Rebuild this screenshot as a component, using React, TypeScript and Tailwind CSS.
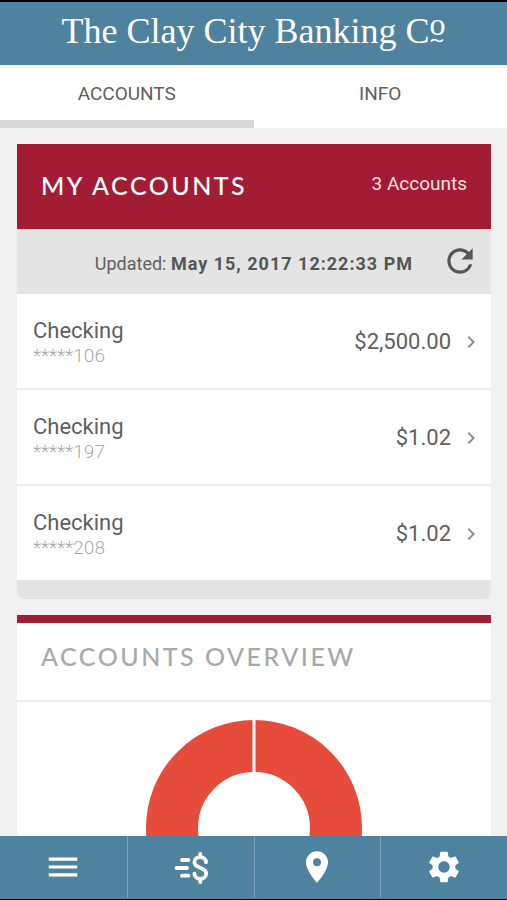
import React, { useState } from 'react';
import {
  MdChevronRight,
  MdLocationOn,
  MdMenu,
  MdRefresh,
  MdSettings,
} from 'react-icons/md';

interface Account {
  name: string;
  mask: string;
  balance: string;
}

const accounts: Account[] = [
  { name: 'Checking', mask: '*****106', balance: '$2,500.00' },
  { name: 'Checking', mask: '*****197', balance: '$1.02' },
  { name: 'Checking', mask: '*****208', balance: '$1.02' },
];

const BankHeader: React.FC = () => (
  <header className="flex h-[65px] shrink-0 justify-center border-t-2 border-black bg-[#4f829e] pt-2">
    <h1 className="flex whitespace-nowrap font-['Liberation_Serif',serif] text-[36px] leading-[42px] text-white">
      The Clay City Banking C
      <span className="flex flex-col items-center text-[32px] leading-[28px]">
        <span>o</span>
        <svg viewBox="0 0 14 5" className="h-[5px] w-[14px]" aria-hidden="true">
          <path d="M1 3.5C3 .5 5 1.5 7 2.5S11 4.5 13 1.5" fill="none" stroke="currentColor" strokeWidth="1.8" />
        </svg>
      </span>
    </h1>
  </header>
);

const Tabs: React.FC = () => {
  const [active, setActive] = useState('ACCOUNTS');

  return (
    <div role="tablist" className="grid h-[63px] shrink-0 grid-cols-2 bg-white">
      {['ACCOUNTS', 'INFO'].map((tab) => (
        <button
          key={tab}
          role="tab"
          aria-selected={active === tab}
          onClick={() => setActive(tab)}
          className={`border-b-8 pt-0.5 text-[19px] leading-6 text-[#606060] cursor-pointer ${
            active === tab ? 'border-[#d8d8d8]' : 'border-white'
          }`}
        >
          {tab}
        </button>
      ))}
    </div>
  );
};

const AccountRow: React.FC<{ account: Account }> = ({ account }) => (
  <li className="border-b-2 border-[#ebebeb] last:border-b-0">
    <button className="flex h-[94px] w-full items-center gap-2 pl-4 pr-2 pt-px text-left cursor-pointer">
      <span className="flex flex-1 flex-col pt-0.5">
        <span className="text-[22px] leading-[25px] text-[#606060]">{account.name}</span>
        <span className="text-[19px] font-light leading-[25px] text-[#a8a8a8]">{account.mask}</span>
      </span>
      <span className="text-[22px] leading-[25px] text-[#606060]">{account.balance}</span>
      <MdChevronRight className="size-6 text-[#8e8e8e]" />
    </button>
  </li>
);

const MyAccounts: React.FC = () => (
  <section className="overflow-hidden rounded-b-md bg-white">
    <div className="flex h-[85px] items-center justify-between bg-[#a21d34] px-6">
      <h2 className="pb-0.5 font-['Lato',sans-serif] text-[25px] font-medium tracking-widest text-white">
        MY ACCOUNTS
      </h2>
      <span className="pb-1.5 text-[19px] leading-6 text-[#f8dfe0]">{accounts.length} Accounts</span>
    </div>
    <div className="flex h-[65px] items-center justify-end gap-7 bg-[#e4e4e4] pb-px pr-3">
      <p className="pt-1 text-[18px] text-[#606060]">
        Updated: <strong className="font-bold tracking-[1px] text-[#555555]">May 15, 2017 12:22:33 PM</strong>
      </p>
      <button aria-label="Refresh" className="cursor-pointer text-[#555555]">
        <MdRefresh className="size-[38px]" />
      </button>
    </div>
    <ul>
      {accounts.map((account) => (
        <AccountRow key={account.mask} account={account} />
      ))}
    </ul>
    <div className="h-[19px] bg-[#e4e4e4]" />
  </section>
);

const AccountsOverview: React.FC = () => (
  <section className="border-t-8 border-[#a21d34] bg-white">
    <h2 className="flex h-[79px] items-center border-b-2 border-[#ebebeb] px-6 pb-2.5 font-['Lato',sans-serif] text-[25px] font-medium tracking-widest text-[#a9a9a9]">
      ACCOUNTS OVERVIEW
    </h2>
    <div className="flex justify-center py-[18px]">
      <svg viewBox="0 0 216 216" className="size-[216px]" role="img" aria-label="Balance by account">
        <circle cx="108" cy="108" r="82" fill="none" stroke="#e64b3b" strokeWidth="52" />
        <path d="M108 0V56" stroke="#ffffff" strokeWidth="3" />
      </svg>
    </div>
  </section>
);

// Dollar sign with speed lines, used for transfers
const TransferIcon: React.FC = () => (
  <svg
    viewBox="0 0 38 38"
    className="size-[38px]"
    fill="none"
    stroke="currentColor"
    strokeWidth="3.8"
    strokeLinecap="round"
    strokeLinejoin="round"
    aria-hidden="true"
  >
    <path d="M10 12h6.500M4.500 20h10.500M10 27.700h6.500" />
    <path d="M34 14.300c0-3-2.400-5.200-5.700-5.200-3.300 0-5.900 2.100-5.900 5.100 0 6.700 11.800 4.300 11.800 11.300 0 3.200-2.600 5.400-5.900 5.400s-5.900-2.200-5.900-5.300" />
    <path d="M28.300 6v3M28.300 31v3" />
  </svg>
);

const navItems = [
  { label: 'Menu', icon: <MdMenu className="size-[38px]" /> },
  { label: 'Transfers', icon: <TransferIcon /> },
  { label: 'Locations', icon: <MdLocationOn className="size-[38px]" /> },
  { label: 'Settings', icon: <MdSettings className="size-[38px]" /> },
];

const BottomNav: React.FC = () => (
  <nav className="grid h-16 shrink-0 grid-cols-4 border-b border-black bg-[#4f829e] pb-px text-white">
    {navItems.map((item) => (
      <button
        key={item.label}
        aria-label={item.label}
        className="flex items-center justify-center border-l border-[#7fa5ba] first:border-l-0 cursor-pointer"
      >
        {item.icon}
      </button>
    ))}
  </nav>
);

export default function App() {
  return (
    <div className="flex h-screen flex-col bg-[#f1f1f1] font-['Roboto',sans-serif]">
      <BankHeader />
      <Tabs />
      <main className="flex min-h-0 flex-1 flex-col gap-4 overflow-y-auto p-4 pl-[17px] [scrollbar-width:none] *:shrink-0">
        <MyAccounts />
        <AccountsOverview />
      </main>
      <BottomNav />
    </div>
  );
}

● ● ● ● ●

Go through the listing above and quote it exactly, apart from its images.

Rebuild this screenshot as a component, using React, TypeScript and Tailwind CSS.
import React, { useState } from 'react';
import {
  MdChevronRight,
  MdLocationOn,
  MdMenu,
  MdRefresh,
  MdSettings,
} from 'react-icons/md';

interface Account {
  name: string;
  mask: string;
  balance: string;
}

const accounts: Account[] = [
  { name: 'Checking', mask: '*****106', balance: '$2,500.00' },
  { name: 'Checking', mask: '*****197', balance: '$1.02' },
  { name: 'Checking', mask: '*****208', balance: '$1.02' },
];

const BankHeader: React.FC = () => (
  <header className="flex h-[65px] shrink-0 justify-center border-t-2 border-black bg-[#4f829e] pt-2">
    <h1 className="flex whitespace-nowrap font-['Liberation_Serif',serif] text-[36px] leading-[42px] text-white">
      The Clay City Banking C
      <span className="flex flex-col items-center text-[32px] leading-[28px]">
        <span>o</span>
        <svg viewBox="0 0 14 5" className="h-[5px] w-[14px]" aria-hidden="true">
          <path d="M1 3.5C3 .5 5 1.5 7 2.5S11 4.5 13 1.5" fill="none" stroke="currentColor" strokeWidth="1.8" />
        </svg>
      </span>
    </h1>
  </header>
);

const Tabs: React.FC = () => {
  const [active, setActive] = useState('ACCOUNTS');

  return (
    <div role="tablist" className="grid h-[63px] shrink-0 grid-cols-2 bg-white">
      {['ACCOUNTS', 'INFO'].map((tab) => (
        <button
          key={tab}
          role="tab"
          aria-selected={active === tab}
          onClick={() => setActive(tab)}
          className={`border-b-8 pt-0.5 text-[19px] leading-6 text-[#606060] cursor-pointer ${
            active === tab ? 'border-[#d8d8d8]' : 'border-white'
          }`}
        >
          {tab}
        </button>
      ))}
    </div>
  );
};

const AccountRow: React.FC<{ account: Account }> = ({ account }) => (
  <li className="border-b-2 border-[#ebebeb] last:border-b-0">
    <button className="flex h-[94px] w-full items-center gap-2 pl-4 pr-2 pt-px text-left cursor-pointer">
      <span className="flex flex-1 flex-col pt-0.5">
        <span className="text-[22px] leading-[25px] text-[#606060]">{account.name}</span>
        <span className="text-[19px] font-light leading-[25px] text-[#a8a8a8]">{account.mask}</span>
      </span>
      <span className="text-[22px] leading-[25px] text-[#606060]">{account.balance}</span>
      <MdChevronRight className="size-6 text-[#8e8e8e]" />
    </button>
  </li>
);

const MyAccounts: React.FC = () => (
  <section className="overflow-hidden rounded-b-md bg-white">
    <div className="flex h-[85px] items-center justify-between bg-[#a21d34] px-6">
      <h2 className="pb-0.5 font-['Lato',sans-serif] text-[25px] font-medium tracking-widest text-white">
        MY ACCOUNTS
      </h2>
      <span className="pb-1.5 text-[19px] leading-6 text-[#f8dfe0]">{accounts.length} Accounts</span>
    </div>
    <div className="flex h-[65px] items-center justify-end gap-7 bg-[#e4e4e4] pb-px pr-3">
      <p className="pt-1 text-[18px] text-[#606060]">
        Updated: <strong className="font-bold tracking-[1px] text-[#555555]">May 15, 2017 12:22:33 PM</strong>
      </p>
      <button aria-label="Refresh" className="cursor-pointer text-[#555555]">
        <MdRefresh className="size-[38px]" />
      </button>
    </div>
    <ul>
      {accounts.map((account) => (
        <AccountRow key={account.mask} account={account} />
      ))}
    </ul>
    <div className="h-[19px] bg-[#e4e4e4]" />
  </section>
);

const AccountsOverview: React.FC = () => (
  <section className="border-t-8 border-[#a21d34] bg-white">
    <h2 className="flex h-[79px] items-center border-b-2 border-[#ebebeb] px-6 pb-2.5 font-['Lato',sans-serif] text-[25px] font-medium tracking-widest text-[#a9a9a9]">
      ACCOUNTS OVERVIEW
    </h2>
    <div className="flex justify-center py-[18px]">
      <svg viewBox="0 0 216 216" className="size-[216px]" role="img" aria-label="Balance by account">
        <circle cx="108" cy="108" r="82" fill="none" stroke="#e64b3b" strokeWidth="52" />
        <path d="M108 0V56" stroke="#ffffff" strokeWidth="3" />
      </svg>
    </div>
  </section>
);

// Dollar sign with speed lines, used for transfers
const TransferIcon: React.FC = () => (
  <svg
    viewBox="0 0 38 38"
    className="size-[38px]"
    fill="none"
    stroke="currentColor"
    strokeWidth="3.8"
    strokeLinecap="round"
    strokeLinejoin="round"
    aria-hidden="true"
  >
    <path d="M10 12h6.500M4.500 20h10.500M10 27.700h6.500" />
    <path d="M34 14.300c0-3-2.400-5.200-5.700-5.200-3.300 0-5.900 2.100-5.900 5.100 0 6.700 11.800 4.300 11.800 11.300 0 3.200-2.600 5.400-5.900 5.400s-5.900-2.200-5.900-5.300" />
    <path d="M28.300 6v3M28.300 31v3" />
  </svg>
);

const navItems = [
  { label: 'Menu', icon: <MdMenu className="size-[38px]" /> },
  { label: 'Transfers', icon: <TransferIcon /> },
  { label: 'Locations', icon: <MdLocationOn className="size-[38px]" /> },
  { label: 'Settings', icon: <MdSettings className="size-[38px]" /> },
];

const BottomNav: React.FC = () => (
  <nav className="grid h-16 shrink-0 grid-cols-4 border-b border-black bg-[#4f829e] pb-px text-white">
    {navItems.map((item) => (
      <button
        key={item.label}
        aria-label={item.label}
        className="flex items-center justify-center border-l border-[#7fa5ba] first:border-l-0 cursor-pointer"
      >
        {item.icon}
      </button>
    ))}
  </nav>
);

export default function App() {
  return (
    <div className="flex h-screen flex-col bg-[#f1f1f1] font-['Roboto',sans-serif]">
      <BankHeader />
      <Tabs />
      <main className="flex min-h-0 flex-1 flex-col gap-4 overflow-y-auto p-4 pl-[17px] [scrollbar-width:none] *:shrink-0">
        <MyAccounts />
        <AccountsOverview />
      </main>
      <BottomNav />
    </div>
  );
}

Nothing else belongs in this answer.